As for the validation of PCA, this option is encountered in Unscrambler, a traditional software for chemometrics (multivariate analysis of chemical data, like spectra). Yes, the validation is scanned across the pre-set numbers of components vs. explained variance. For this test of leakage I use Unscrambler, aha.

There's a series of JMP posts here in Community dedicated to the analysis of spectra, but still short in comprehensive discussion for CV and PCR.

However, in chemometrics, SVR (support vector regression), PLSR, and PCR are always applied and their metrics are compared.

For LOO thanks, it really works properly.

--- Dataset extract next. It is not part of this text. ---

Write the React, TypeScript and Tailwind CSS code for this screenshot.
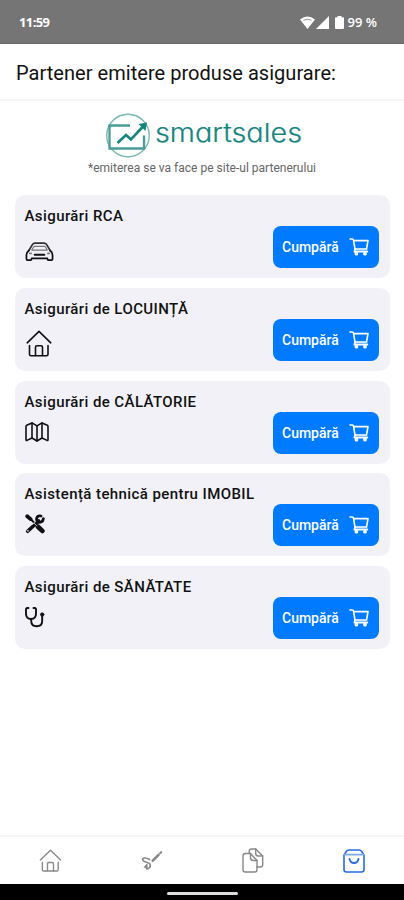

Re: CROSS VALIDATION - VALIDATION COLUMN METHOD

Nazarkovsky — Wed, 25 Mar 2026 15:57:48 GMT

Anyway, the part k-fold crossvalidation in JMP is still weak. I feel curious why it doesn't concern the developers, as this validation method is a primary tool for a preliminar assessing of any model, especially at low number of data. Moreover, in a proper option to build a K-fold CV column, it's impossible to build 3-fold cross-validation - the minimal value is 4.
I also do not like JMP's report of the metrics for CV, since there is no final option/button to build a 'Predicted' column after all the runs as an average result and compare to the predicted values delivered by Generalized Regression or PLSR.
As for the validation of PCA, this option is encountered in Unscrambler, a traditional software for chemometrics (multivariate analysis of chemical data, like spectra). Yes, the validation is scanned acrosse the set numbers of components vs. explained variance. For this test of leakage I use Unscrambler, aha.
There's a series of JMP posts here in Community dedicated to the analysis of spectra, but still short in comprehensive discussion for CV and PCR.
However, in chemometrics, SVR (support vector regression), PLSR, and PCR are always applied and their metrics are compared.
For LOO thanks, it really works properly.